At trial, the defendant testified that in October of 2009 she contacted Plaintiff to discuss a mortgage modification. A representative of Plaintiff, informed her that her account had to be 90 days in default before they will consider a loan modification. Relying on this statement, the defendant did not make her mortgage payments from November 2009 through January 2010.
Defendant further testified that she was told by another of Plaintiff’s representatives, that she would begin a temporary modification period requiring reduced payments for February 1, 2010, March 1, 2010 and April 1, 2010. Defendant testified that she timely made each of these payments.
Defendant testified that in June 2010, she received a notice that she was being denied for a permanent loan modification. As a result, on June 23, 2010 she contacted Plaintiff to see how much she owed. A representative of Plaintiff informed the Defendant that if she paid $6,774.84 the loan would be current through July 2010 making August 1, 2010 the next due payment. Defendant then made this payment telephonically with Plaintiff’s representative during the same phone call.
Defendant further testified that she received a letter dated July 19, 2010 which claimed that she owed $1,969.40 in past due amounts. She again contacted Plaintiff regarding the amounts claimed to be due and was again told not to make a payment for 90 days so that she could be considered for a loan modification. Approximately 60 days later, Plaintiff filed the instant foreclosure.

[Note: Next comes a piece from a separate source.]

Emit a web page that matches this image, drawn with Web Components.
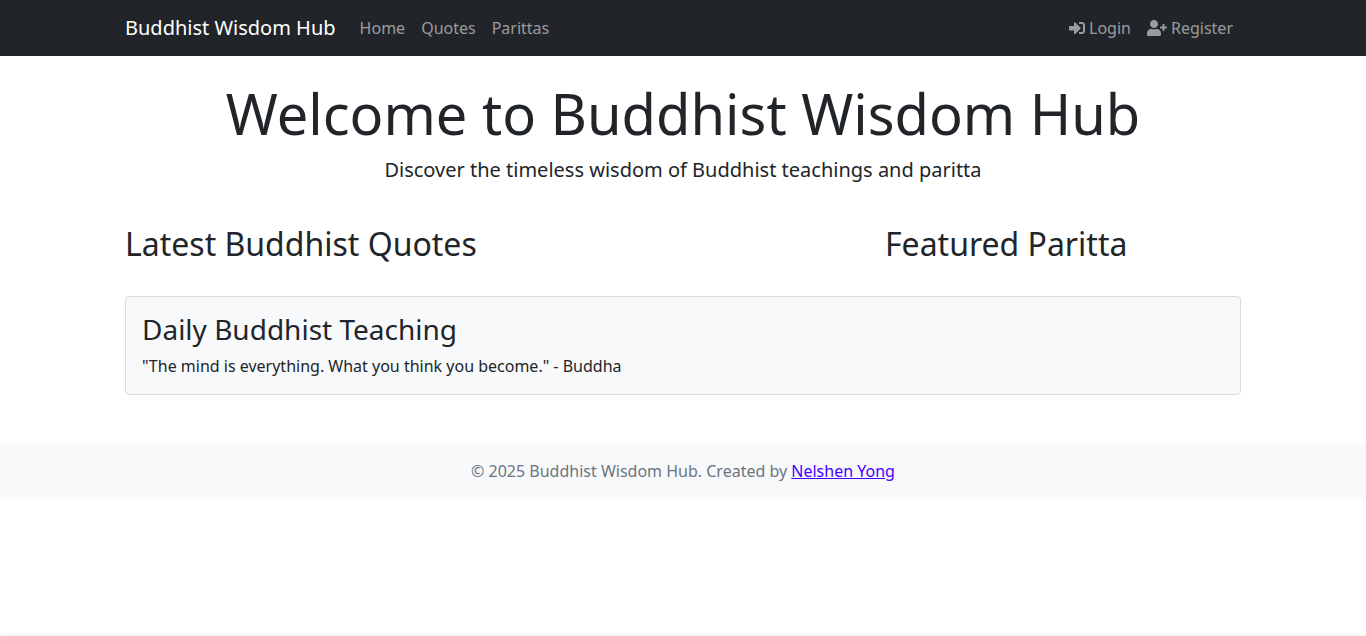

The witness for the Plaintiff, provided no testimony to rebut the testimony of the Defendant in relation to the representations of Plaintiff during the various aforesaid phone calls. The lender’s witness testified only based on the payment history introduced at trial that the last payment applied to the account was for May 2010 and no further payments had been received.

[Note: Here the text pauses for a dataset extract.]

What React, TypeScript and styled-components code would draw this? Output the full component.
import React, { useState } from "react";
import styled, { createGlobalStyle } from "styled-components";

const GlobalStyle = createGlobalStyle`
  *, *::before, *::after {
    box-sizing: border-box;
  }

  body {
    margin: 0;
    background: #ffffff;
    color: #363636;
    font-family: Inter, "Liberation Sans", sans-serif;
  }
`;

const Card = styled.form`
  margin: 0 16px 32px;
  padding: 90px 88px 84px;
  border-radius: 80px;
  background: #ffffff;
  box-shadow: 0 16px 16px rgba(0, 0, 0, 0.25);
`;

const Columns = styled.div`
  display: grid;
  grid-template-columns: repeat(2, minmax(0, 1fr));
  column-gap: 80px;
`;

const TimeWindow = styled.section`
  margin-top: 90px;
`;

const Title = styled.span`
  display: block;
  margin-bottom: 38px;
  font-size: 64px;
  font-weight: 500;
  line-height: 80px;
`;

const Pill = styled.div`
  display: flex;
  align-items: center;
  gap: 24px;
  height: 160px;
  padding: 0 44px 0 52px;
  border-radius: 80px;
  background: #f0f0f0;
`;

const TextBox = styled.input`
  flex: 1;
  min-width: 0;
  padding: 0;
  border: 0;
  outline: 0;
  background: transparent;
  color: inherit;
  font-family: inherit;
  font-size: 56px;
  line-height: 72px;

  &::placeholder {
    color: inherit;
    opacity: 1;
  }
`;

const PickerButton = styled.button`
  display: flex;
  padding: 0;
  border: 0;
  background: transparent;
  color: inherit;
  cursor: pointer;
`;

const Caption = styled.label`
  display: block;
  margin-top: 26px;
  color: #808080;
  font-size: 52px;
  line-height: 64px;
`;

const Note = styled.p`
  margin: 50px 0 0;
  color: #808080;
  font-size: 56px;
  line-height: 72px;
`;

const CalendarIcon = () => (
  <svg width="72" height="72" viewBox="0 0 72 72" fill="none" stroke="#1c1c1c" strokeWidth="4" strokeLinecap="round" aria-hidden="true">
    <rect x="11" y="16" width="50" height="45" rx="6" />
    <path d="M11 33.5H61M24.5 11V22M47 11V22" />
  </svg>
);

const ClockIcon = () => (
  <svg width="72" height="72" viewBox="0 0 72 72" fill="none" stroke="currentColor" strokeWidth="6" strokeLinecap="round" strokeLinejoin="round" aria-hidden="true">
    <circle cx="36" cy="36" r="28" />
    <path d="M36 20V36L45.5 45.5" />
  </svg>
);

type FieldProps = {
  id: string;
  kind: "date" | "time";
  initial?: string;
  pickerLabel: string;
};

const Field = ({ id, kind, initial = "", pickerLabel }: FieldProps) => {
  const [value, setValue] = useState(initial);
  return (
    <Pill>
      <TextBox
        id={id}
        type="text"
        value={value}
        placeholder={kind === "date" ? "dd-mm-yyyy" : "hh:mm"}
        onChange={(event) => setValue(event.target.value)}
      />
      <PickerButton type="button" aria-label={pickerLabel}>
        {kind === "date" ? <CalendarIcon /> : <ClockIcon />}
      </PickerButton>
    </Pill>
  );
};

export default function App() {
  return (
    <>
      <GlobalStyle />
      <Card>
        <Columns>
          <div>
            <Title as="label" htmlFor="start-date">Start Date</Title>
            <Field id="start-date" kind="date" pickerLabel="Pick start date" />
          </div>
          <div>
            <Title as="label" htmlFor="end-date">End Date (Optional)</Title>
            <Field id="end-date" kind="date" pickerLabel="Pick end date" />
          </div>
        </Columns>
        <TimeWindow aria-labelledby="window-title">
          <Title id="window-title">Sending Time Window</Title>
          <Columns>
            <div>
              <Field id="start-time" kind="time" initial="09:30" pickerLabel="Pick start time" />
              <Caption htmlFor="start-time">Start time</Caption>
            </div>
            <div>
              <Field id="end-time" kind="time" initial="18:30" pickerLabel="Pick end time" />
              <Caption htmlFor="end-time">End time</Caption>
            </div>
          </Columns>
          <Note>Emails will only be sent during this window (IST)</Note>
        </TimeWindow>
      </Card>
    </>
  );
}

The Court found that the Defendant’s testimony regarding the June 23, 2010 phone call and payment is un-rebutted and thus must be accepted. Plaintiff is bound by the representation made by its representative to Defendant on June 23, 2010 that the loan would be brought current through July 31, 2010 if she made payment in the amount of $6,774.84. Therefore, the Court found that the subject loan was current through July 31, 2010. This is contrary to Plaintiffs allegation in its Complaint that the loan was in default as of June 1, 2010. Thus, Plaintiff has failed to prove that the loan was in default on the date alleged in its Complaint.

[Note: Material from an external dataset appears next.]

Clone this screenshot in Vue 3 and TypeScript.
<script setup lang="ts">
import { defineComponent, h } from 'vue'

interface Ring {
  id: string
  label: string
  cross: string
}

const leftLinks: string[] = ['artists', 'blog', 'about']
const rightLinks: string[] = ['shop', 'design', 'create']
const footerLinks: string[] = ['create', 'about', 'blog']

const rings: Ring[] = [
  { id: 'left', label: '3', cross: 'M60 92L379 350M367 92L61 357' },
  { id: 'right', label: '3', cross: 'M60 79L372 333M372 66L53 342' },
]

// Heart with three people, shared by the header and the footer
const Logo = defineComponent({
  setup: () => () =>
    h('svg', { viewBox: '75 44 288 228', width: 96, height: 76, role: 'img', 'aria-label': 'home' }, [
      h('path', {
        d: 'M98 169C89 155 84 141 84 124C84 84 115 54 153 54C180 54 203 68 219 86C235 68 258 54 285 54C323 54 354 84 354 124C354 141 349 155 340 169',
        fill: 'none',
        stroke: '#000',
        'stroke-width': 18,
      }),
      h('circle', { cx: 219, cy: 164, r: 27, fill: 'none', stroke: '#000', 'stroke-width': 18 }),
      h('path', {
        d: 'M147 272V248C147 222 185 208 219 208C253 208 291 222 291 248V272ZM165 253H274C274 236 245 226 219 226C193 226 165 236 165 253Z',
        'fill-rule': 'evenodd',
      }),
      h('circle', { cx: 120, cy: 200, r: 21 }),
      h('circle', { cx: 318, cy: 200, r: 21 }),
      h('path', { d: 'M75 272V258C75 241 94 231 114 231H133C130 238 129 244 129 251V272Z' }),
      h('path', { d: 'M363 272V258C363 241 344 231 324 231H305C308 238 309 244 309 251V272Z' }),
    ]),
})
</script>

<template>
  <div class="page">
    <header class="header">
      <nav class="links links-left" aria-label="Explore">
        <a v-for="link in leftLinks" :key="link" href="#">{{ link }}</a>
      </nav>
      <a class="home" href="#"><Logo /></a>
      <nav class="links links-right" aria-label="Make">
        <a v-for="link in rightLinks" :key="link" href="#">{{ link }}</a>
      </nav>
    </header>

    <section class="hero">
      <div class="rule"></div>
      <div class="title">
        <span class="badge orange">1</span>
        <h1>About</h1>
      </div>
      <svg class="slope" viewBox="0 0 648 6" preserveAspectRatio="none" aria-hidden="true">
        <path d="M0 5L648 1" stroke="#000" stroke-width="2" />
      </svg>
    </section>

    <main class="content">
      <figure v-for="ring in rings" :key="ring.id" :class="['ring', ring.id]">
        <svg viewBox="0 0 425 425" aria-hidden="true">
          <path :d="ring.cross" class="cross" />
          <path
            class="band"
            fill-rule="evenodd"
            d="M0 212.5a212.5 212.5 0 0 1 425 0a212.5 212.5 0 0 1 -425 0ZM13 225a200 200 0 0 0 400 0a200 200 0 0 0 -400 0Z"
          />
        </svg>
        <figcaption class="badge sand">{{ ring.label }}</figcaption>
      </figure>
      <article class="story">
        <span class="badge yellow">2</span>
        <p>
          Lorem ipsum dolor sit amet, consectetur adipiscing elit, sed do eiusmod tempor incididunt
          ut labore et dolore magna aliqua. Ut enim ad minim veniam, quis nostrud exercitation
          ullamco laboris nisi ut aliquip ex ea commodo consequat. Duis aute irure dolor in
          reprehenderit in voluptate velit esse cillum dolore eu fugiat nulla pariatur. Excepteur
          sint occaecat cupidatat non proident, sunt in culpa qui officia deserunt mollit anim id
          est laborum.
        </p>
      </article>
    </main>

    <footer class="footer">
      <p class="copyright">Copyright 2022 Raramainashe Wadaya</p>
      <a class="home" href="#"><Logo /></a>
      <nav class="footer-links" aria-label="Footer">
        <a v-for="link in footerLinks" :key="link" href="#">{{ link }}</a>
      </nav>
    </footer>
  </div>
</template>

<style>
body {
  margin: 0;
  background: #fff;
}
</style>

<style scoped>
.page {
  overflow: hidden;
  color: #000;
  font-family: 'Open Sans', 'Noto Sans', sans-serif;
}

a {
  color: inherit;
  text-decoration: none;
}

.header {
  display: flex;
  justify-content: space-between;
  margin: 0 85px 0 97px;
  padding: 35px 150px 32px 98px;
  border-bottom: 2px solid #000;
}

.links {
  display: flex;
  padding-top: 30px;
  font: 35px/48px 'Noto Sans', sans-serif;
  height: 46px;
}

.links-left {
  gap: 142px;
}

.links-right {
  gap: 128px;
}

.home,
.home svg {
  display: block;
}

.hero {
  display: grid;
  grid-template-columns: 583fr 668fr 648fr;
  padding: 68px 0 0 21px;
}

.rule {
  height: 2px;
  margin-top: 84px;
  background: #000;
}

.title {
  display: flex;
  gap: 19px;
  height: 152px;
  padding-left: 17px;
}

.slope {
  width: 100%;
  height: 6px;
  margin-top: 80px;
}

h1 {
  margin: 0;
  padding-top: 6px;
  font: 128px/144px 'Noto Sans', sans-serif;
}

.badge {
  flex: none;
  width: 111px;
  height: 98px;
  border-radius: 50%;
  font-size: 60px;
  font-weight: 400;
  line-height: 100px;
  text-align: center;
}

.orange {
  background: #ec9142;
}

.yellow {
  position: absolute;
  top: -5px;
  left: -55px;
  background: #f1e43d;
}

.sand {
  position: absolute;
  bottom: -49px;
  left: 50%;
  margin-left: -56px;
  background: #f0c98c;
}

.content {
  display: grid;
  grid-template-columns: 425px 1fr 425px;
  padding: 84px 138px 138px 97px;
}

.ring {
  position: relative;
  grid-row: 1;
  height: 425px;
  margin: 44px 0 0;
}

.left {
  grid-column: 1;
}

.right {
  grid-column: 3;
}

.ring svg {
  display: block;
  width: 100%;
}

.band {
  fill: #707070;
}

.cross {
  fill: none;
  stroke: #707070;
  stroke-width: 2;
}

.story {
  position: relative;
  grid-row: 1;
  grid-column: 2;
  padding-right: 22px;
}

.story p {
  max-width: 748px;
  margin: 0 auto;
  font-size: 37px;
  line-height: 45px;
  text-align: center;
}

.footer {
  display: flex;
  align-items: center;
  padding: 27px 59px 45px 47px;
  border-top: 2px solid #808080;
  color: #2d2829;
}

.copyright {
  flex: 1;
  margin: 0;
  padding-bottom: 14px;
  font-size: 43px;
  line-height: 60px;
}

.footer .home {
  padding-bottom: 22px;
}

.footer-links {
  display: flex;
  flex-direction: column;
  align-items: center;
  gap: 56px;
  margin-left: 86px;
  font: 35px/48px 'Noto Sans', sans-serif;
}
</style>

Additionally, per paragraph 7 of the Complaint, Plaintiff’s cause of action is based on an alleged acceleration of the full amount of the loan. Paragraph 22 of the subject mortgage requires that prior to an acceleration of the full amount of the loan, the Defendants must be provided with a notice of the Plaintiff’s intent to accelerate the loan 30 days in advance.
Plaintiff introduced its alleged Notice of Intent to Accelerate dated July 19, 2010. Plaintiff’s Trial Exhibit #4. This Notice, however, is not effective because the loan was current on July 19, 2010 due to the payment made on June 23, 2010 in the amount of $6,774.84. Therefore, Plaintiff did not have the contractual right to accelerate the loan. No subsequent notice of intent to accelerate was introduced by Plaintiff. Therefore, Plaintiff has failed to prove that it provided an effective notice of intent to accelerate more than 30 days prior to acceleration of the loan, a necessary condition precedent to acceleration and bringing the instant action. Bryson v. BB&T, 75 So. 3d 783, 785-786 (Fla. 2d DCA 2011) [36 Fla. L. Weekly D2582a].
“As a matter of substantive law, it is a good defense to foreclosure on an accelerated basis that the mortgagor tenders payment of defaulted items, after the default but before the notice of mortgagee’s election to accelerate has been given.” Delandro v. America’s Mortgage Servicing, Inc., 674 So. 2d 184, 186 (Fla. 3d DCA 1996) [21 Fla. L. Weekly D1201a] (quoting Campbell v. Werner, 232 So. 2d 252 (Fla. 3d DCA 1970). See also Yelen v. Bankers Trust Co., 476 So. 2d 767, 769 (Fla. 3d DCA 1985(“A tender of arrears, made before the lender has declared the entire amount due, prevents the lender’s acceleration of the mortgage).
Per paragraph 8 of the Plaintiff’s Complaint, $138,507.19 was due in principal as of May 2010. Therefore, the subject loan is hereby current with a balance going forward of $138,507.19 with the next contractual monthly payment due on November 1, 2012. Said payment shall be the $923.57 in principal and interest reflected in the Note plus lawful escrow amounts. Any amounts currently held in suspense by Plaintiff shall be applied towards the outstanding principal balance.
The Court further found that it would be inequitable for the Defendants to be assessed any interest, late charges or other fees as a result of the alleged default.
The court entered judgment for the defendant awarding her costs and fees, while also specifying that plaintiff shall not assess defendant any costs or fees related to the foreclosure
WELLS FARGO BANK, N.A., v. WESTBROOK, et. al., Circuit Court, 7th Judicial Circuit in and for St. Johns County. Case No. CA10-2659, Division 55. October 17, 2012. Edward Hedstrom, Judge. Counsel: Ronald R. Wolfe and Associates, P.L., Tampa, for Plaintiff. Pycraft Legal Services, LLC, St. Augustine, for Defendants.